======== DATA SECTION

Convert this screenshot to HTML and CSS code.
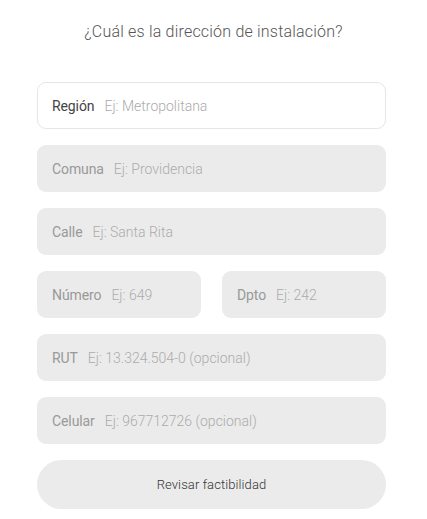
FILE: index.html
```html
<!DOCTYPE html>
<html lang="es">
<head>
<meta charset="utf-8">
<title>Dirección de instalación</title>
<link rel="stylesheet" href="styles.css">
</head>
<body>
<div class="page">
  <h1 class="title">¿Cuál es la dirección de instalación?</h1>
  <form class="form">
    <label class="field field--active"><span class="lbl">Región</span><span class="ph">Ej: Metropolitana</span></label>
    <label class="field"><span class="lbl">Comuna</span><span class="ph">Ej: Providencia</span></label>
    <label class="field"><span class="lbl">Calle</span><span class="ph">Ej: Santa Rita</span></label>
    <div class="row">
      <label class="field"><span class="lbl">Número</span><span class="ph">Ej: 649</span></label>
      <label class="field"><span class="lbl">Dpto</span><span class="ph">Ej: 242</span></label>
    </div>
    <label class="field"><span class="lbl">RUT</span><span class="ph">Ej: 13.324.504-0 (opcional)</span></label>
    <label class="field"><span class="lbl">Celular</span><span class="ph">Ej: 967712726 (opcional)</span></label>
    <button type="button" class="btn">Revisar factibilidad</button>
  </form>
</div>
</body>
</html>
```
FILE: styles.css
```css
html, body {
  margin: 0;
  padding: 0;
  background: #ffffff;
}
body {
  font-family: "Roboto", "Liberation Sans", sans-serif;
}
.page {
  width: 427px;
  padding-top: 20px;
  box-sizing: border-box;
}
.title {
  margin: 0;
  text-align: center;
  font-size: 16px;
  font-weight: 300;
  letter-spacing: 0.2px;
  color: #555555;
  line-height: 24px;
}
.form {
  margin: 38px 41px 0 37px;
  display: flex;
  flex-direction: column;
  gap: 16px;
}
.field {
  height: 47px;
  box-sizing: border-box;
  background: #ebebeb;
  border-radius: 9px;
  display: flex;
  align-items: center;
  padding-left: 15px;
  font-size: 14px;
}
.field--active {
  background: #ffffff;
  border: 1px solid #e6e6e6;
  padding-left: 14px;
}
.lbl {
  color: #999999;
  margin-right: 10px;
  letter-spacing: -0.1px;
}
.field--active .lbl {
  color: #444444;
}
.ph {
  color: #ababab;
  font-weight: 300;
}
.row {
  display: grid;
  grid-template-columns: 1fr 1fr;
  gap: 21px;
}
.btn {
  height: 49px;
  border: none;
  border-radius: 25px;
  background: #ebebeb;
  font-family: inherit;
  font-size: 13px;
  font-weight: 300;
  letter-spacing: 0.1px;
  color: #333333;
  cursor: pointer;
}
```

================

THE EXERCISE >>
All of the data above should be quoted exactly, except for the pictures.

THE COMPLETED TASK >>
Convert this screenshot to HTML and CSS code.
FILE: index.html
```html
<!DOCTYPE html>
<html lang="es">
<head>
<meta charset="utf-8">
<title>Dirección de instalación</title>
<link rel="stylesheet" href="styles.css">
</head>
<body>
<div class="page">
  <h1 class="title">¿Cuál es la dirección de instalación?</h1>
  <form class="form">
    <label class="field field--active"><span class="lbl">Región</span><span class="ph">Ej: Metropolitana</span></label>
    <label class="field"><span class="lbl">Comuna</span><span class="ph">Ej: Providencia</span></label>
    <label class="field"><span class="lbl">Calle</span><span class="ph">Ej: Santa Rita</span></label>
    <div class="row">
      <label class="field"><span class="lbl">Número</span><span class="ph">Ej: 649</span></label>
      <label class="field"><span class="lbl">Dpto</span><span class="ph">Ej: 242</span></label>
    </div>
    <label class="field"><span class="lbl">RUT</span><span class="ph">Ej: 13.324.504-0 (opcional)</span></label>
    <label class="field"><span class="lbl">Celular</span><span class="ph">Ej: 967712726 (opcional)</span></label>
    <button type="button" class="btn">Revisar factibilidad</button>
  </form>
</div>
</body>
</html>
```
FILE: styles.css
```css
html, body {
  margin: 0;
  padding: 0;
  background: #ffffff;
}
body {
  font-family: "Roboto", "Liberation Sans", sans-serif;
}
.page {
  width: 427px;
  padding-top: 20px;
  box-sizing: border-box;
}
.title {
  margin: 0;
  text-align: center;
  font-size: 16px;
  font-weight: 300;
  letter-spacing: 0.2px;
  color: #555555;
  line-height: 24px;
}
.form {
  margin: 38px 41px 0 37px;
  display: flex;
  flex-direction: column;
  gap: 16px;
}
.field {
  height: 47px;
  box-sizing: border-box;
  background: #ebebeb;
  border-radius: 9px;
  display: flex;
  align-items: center;
  padding-left: 15px;
  font-size: 14px;
}
.field--active {
  background: #ffffff;
  border: 1px solid #e6e6e6;
  padding-left: 14px;
}
.lbl {
  color: #999999;
  margin-right: 10px;
  letter-spacing: -0.1px;
}
.field--active .lbl {
  color: #444444;
}
.ph {
  color: #ababab;
  font-weight: 300;
}
.row {
  display: grid;
  grid-template-columns: 1fr 1fr;
  gap: 21px;
}
.btn {
  height: 49px;
  border: none;
  border-radius: 25px;
  background: #ebebeb;
  font-family: inherit;
  font-size: 13px;
  font-weight: 300;
  letter-spacing: 0.1px;
  color: #333333;
  cursor: pointer;
}
```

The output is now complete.